Bahkan, mitra PT Pos Indonesia lainnya, yaitu O-Ranger Antaran kerap bekerja lebih dari 11 jam sehari tanpa upah lembur dan tetap dipaksa masuk di hari libur. “Ini bukan lagi kemitraan, ini adalah perbudakan modern,” ungkap Said dalam keterangan tertulis yang diterima Fortune Indonesia, Senin (24/3).

Selain itu, KSPI menemukan banyak pekerja mitra yang tidak memiliki kepastian kerja. Kontrak kerja sering tidak diperpanjang secara jelas, misalnya banyak yang terakhir kali menandatangani perjanjian kerja pada 2019 atau 2024 tanpa ada kejelasan untuk tahun berikutnya.

“Mereka tidak bekerja lewat aplikasi. Mereka bekerja langsung di kantor PT Pos wilayah setempat, memakai seragam resmi, mengerjakan pekerjaan yang sama dengan karyawan tetap PT Pos,” tutur Said.

“Ini jelas hubungan kerja langsung. Tapi status mereka disebut mitra, tanpa hak-hak dasar sebagai pekerja. Ini pelanggaran yang orisinal, dan sangat serius,” tegas dia.

Menurut Said, hubungan kerja antara mitra pos dan PT Pos Indonesia telah melanggar Undang-Undang Ketenagakerjaan Nomor 13 Tahun 2003 tentang Ketenagakerjaan dan putusan Mahkamah Konstitusi (MK) yang menegaskan bahwa jika ada perintah kerja, upah, dan pengawasan langsung, maka itu adalah hubungan kerja formal.

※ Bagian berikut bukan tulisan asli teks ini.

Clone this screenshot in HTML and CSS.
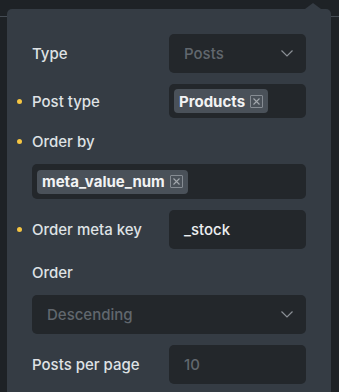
FILE: index.html
```html
<!DOCTYPE html>
<html lang="en">
<head>
    <meta charset="UTF-8">
    <meta name="viewport" content="width=device-width, initial-scale=1.0">
    <title>Query settings</title>
    <link rel="stylesheet" href="styles.css">
</head>
<body>

<div class="popup">
    <div class="field inline">
        <label>Type</label>
        <div class="control select">
            <span class="placeholder">Posts</span>
            <svg class="chevron" width="12" height="7" viewBox="0 0 12 7"><path d="M0.5 0.5 L6 6 L11.5 0.5" fill="none" stroke="#8b9096" stroke-width="1.2"/></svg>
        </div>
    </div>
    <div class="field inline">
        <label class="changed">Post type</label>
        <div class="control tags">
            <span class="tag">Products <span class="remove"><svg width="7" height="7" viewBox="0 0 7 7"><path d="M0.5 0.5 L6.5 6.5 M6.5 0.5 L0.5 6.5" stroke="#a3a8ad" stroke-width="1.1"/></svg></span></span>
        </div>
    </div>
    <div class="field stacked">
        <label class="changed">Order by</label>
        <div class="control tags">
            <span class="tag">meta_value_num <span class="remove"><svg width="7" height="7" viewBox="0 0 7 7"><path d="M0.5 0.5 L6.5 6.5 M6.5 0.5 L0.5 6.5" stroke="#a3a8ad" stroke-width="1.1"/></svg></span></span>
        </div>
    </div>
    <div class="field inline">
        <label class="changed">Order meta key</label>
        <div class="control text">_stock</div>
    </div>
    <div class="field stacked">
        <label>Order</label>
        <div class="control select">
            <span class="placeholder">Descending</span>
            <svg class="chevron" width="12" height="7" viewBox="0 0 12 7"><path d="M0.5 0.5 L6 6 L11.5 0.5" fill="none" stroke="#8b9096" stroke-width="1.2"/></svg>
        </div>
    </div>
    <div class="field inline">
        <label>Posts per page</label>
        <div class="control text"><span class="placeholder">10</span></div>
    </div>
</div>

</body>
</html>
```

FILE: styles.css
```css
* {
    box-sizing: border-box;
    margin: 0;
    padding: 0;
}
body {
    font-family: Inter, "Noto Sans", sans-serif;
    font-size: 15px;
    color: #dfe2e5;
    background: #1e2226 linear-gradient(to bottom, transparent 16px, #454c54 16px, #454c54 17px, transparent 17px);
    height: 100vh;
    overflow: hidden;
}
.popup {
    position: relative;
    margin: 9px 0 0 7px;
    width: 324px;
    padding: 25px 25px 20px;
    background-color: #353c44;
    border-radius: 5px;
    display: flex;
    flex-direction: column;
    gap: 11px;
}
.popup::before {
    content: "";
    position: absolute;
    top: -6px;
    right: 10px;
    border-left: 8px solid transparent;
    border-right: 8px solid transparent;
    border-bottom: 6px solid #353c44;
}
label {
    font-weight: 500;
}
.field.inline {
    display: grid;
    grid-template-columns: 137px 137px;
    align-items: center;
}
.field.stacked {
    padding-top: 3px;
}
.field.stacked label {
    display: block;
    line-height: 20px;
    margin-bottom: 12px;
}
.changed::before {
    content: "";
    display: inline-block;
    width: 5px;
    height: 5px;
    border-radius: 50%;
    background-color: #f5c542;
    margin-left: -15px;
    margin-right: 10px;
    vertical-align: middle;
    position: relative;
    top: -1px;
}
.control {
    background-color: #23272b;
    border-radius: 5px;
    min-height: 39px;
    display: flex;
    align-items: center;
    padding: 0 15px;
}
.select {
    justify-content: space-between;
    padding-right: 13px;
}
.placeholder {
    color: #61676e;
    font-weight: 500;
}
.tags {
    min-height: 34px;
    padding: 5px;
}
.field.stacked .tags {
    min-height: 35px;
}
.tag {
    display: inline-flex;
    align-items: center;
    height: 24px;
    padding: 0 5px;
    background-color: #4a5159;
    border-radius: 4px;
    font-weight: 700;
    color: #f2f3f4;
}
.remove {
    display: inline-flex;
    align-items: center;
    justify-content: center;
    width: 13px;
    height: 13px;
    margin-left: 5px;
    border: 1px solid #868c93;
    border-radius: 1px;
}
.text {
    color: #eceef0;
    font-weight: 500;
}
```
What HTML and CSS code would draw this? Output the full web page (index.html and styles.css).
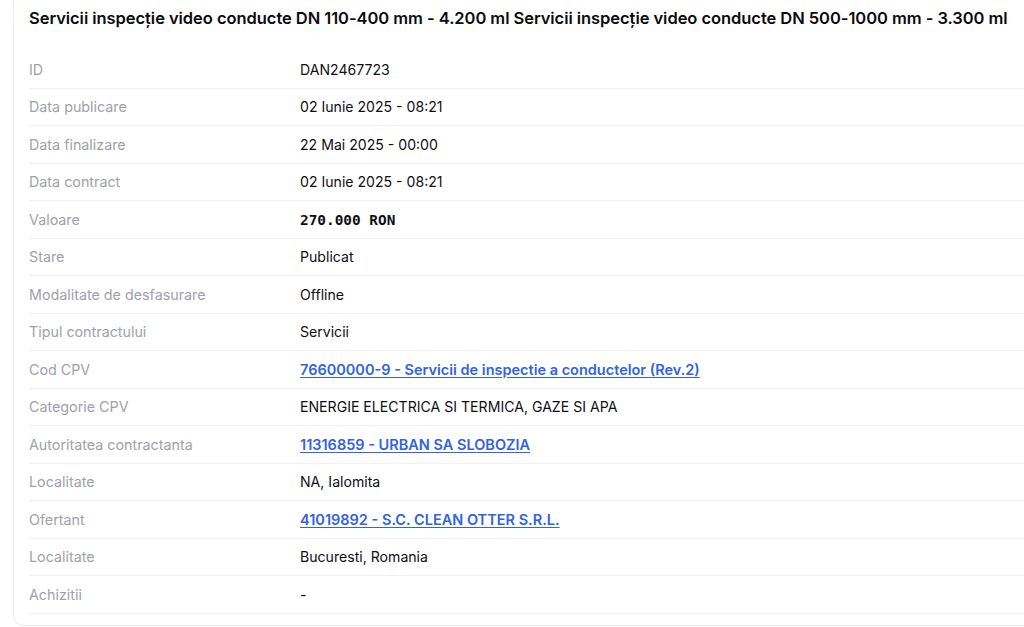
FILE: index.html
```html
<!DOCTYPE html>
<html lang="ro">
<head>
<meta charset="utf-8">
<title>Detalii contract</title>
<link rel="stylesheet" href="styles.css">
</head>
<body>
<section class="card">
  <h1 class="title">Servicii inspecție video conducte DN 110-400 mm - 4.200 ml Servicii inspecție video conducte DN 500-1000 mm - 3.300 ml</h1>
  <dl class="details">
    <div class="row"><dt>ID</dt><dd>DAN2467723</dd></div>
    <div class="row"><dt>Data publicare</dt><dd>02 Iunie 2025 - 08:21</dd></div>
    <div class="row"><dt>Data finalizare</dt><dd>22 Mai 2025 - 00:00</dd></div>
    <div class="row"><dt>Data contract</dt><dd>02 Iunie 2025 - 08:21</dd></div>
    <div class="row"><dt>Valoare</dt><dd class="money">270.000 RON</dd></div>
    <div class="row"><dt>Stare</dt><dd>Publicat</dd></div>
    <div class="row"><dt>Modalitate de desfasurare</dt><dd>Offline</dd></div>
    <div class="row"><dt>Tipul contractului</dt><dd>Servicii</dd></div>
    <div class="row"><dt>Cod CPV</dt><dd><a class="link" href="#">76600000-9 - Servicii de inspectie a conductelor (Rev.2)</a></dd></div>
    <div class="row"><dt>Categorie CPV</dt><dd>ENERGIE ELECTRICA SI TERMICA, GAZE SI APA</dd></div>
    <div class="row"><dt>Autoritatea contractanta</dt><dd><a class="link" href="#">11316859 - URBAN SA SLOBOZIA</a></dd></div>
    <div class="row"><dt>Localitate</dt><dd>NA, Ialomita</dd></div>
    <div class="row"><dt>Ofertant</dt><dd><a class="link" href="#">41019892 - S.C. CLEAN OTTER S.R.L.</a></dd></div>
    <div class="row"><dt>Localitate</dt><dd>Bucuresti, Romania</dd></div>
    <div class="row"><dt>Achizitii</dt><dd>-</dd></div>
  </dl>
</section>
</body>
</html>
```

FILE: styles.css
```css
html, body {
  margin: 0;
  padding: 0;
  overflow: hidden;
  background: #ffffff;
}
body {
  font-family: Inter, "Noto Sans", sans-serif;
  color: #111827;
  padding-left: 13px;
}
.card {
  margin-top: -13px;
  margin-right: -60px;
  border: 1px solid #ebebed;
  border-radius: 10px;
  padding: 16px 0 11px 15px;
}
.title {
  margin: 0 0 19px 0;
  font-size: 16.5px;
  line-height: 28px;
  font-weight: 600;
  color: #0b0b0f;
  white-space: nowrap;
  letter-spacing: -0.05px;
}
.details {
  margin: 0;
}
.row {
  display: grid;
  grid-template-columns: 271px 1fr;
  border-bottom: 1px solid #f0f0f2;
  padding: 8.5px 0 8px;
  font-size: 14px;
  line-height: 20px;
}
.row dt {
  color: #a1a1aa;
  font-size: 14.3px;
}
.row dd {
  margin: 0;
  color: #0f0f14;
  font-size: 14.1px;
}
.row dd.money {
  font-family: "DejaVu Sans Mono", "Liberation Mono", monospace;
  font-weight: 700;
  font-size: 14.4px;
}
.link {
  color: #3262e6;
  font-weight: 600;
  font-size: 14.5px;
  text-decoration: underline;
  text-underline-offset: 2px;
}
```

Berapa upah mitra PT Pos Indonesia?

Ilustrasi mitra driver PT Pos Indonesia
Ilustrasi mitra driver PT Pos Indonesia (posindonesia.co.id)

Sementara itu, upah para mitra dari PT Pos Indonesia dinilai jauh dari kata layak. Mitra yang bekerja di loket—bersebelahan dengan karyawan tetap—dibayar per paket, bukan berdasarkan upah minimum.

“Sebelah kanan, karyawan tetap PT Pos dengan gaji sesuai UMK. Sebelah kiri, mitra pos yang dibayar per paket,” ujar Said.

Dia juga menyebut bahwa banyak pekerja mitra PT Pos Indonesia yang memperoleh upah di bawah Upah Minimum Provinsi (UMP) atau UMK, sementara BUMN tersebut mendapatkan keuntungan dari sistem bagi hasil yang timpang dan lebih menguntungkan korporasi.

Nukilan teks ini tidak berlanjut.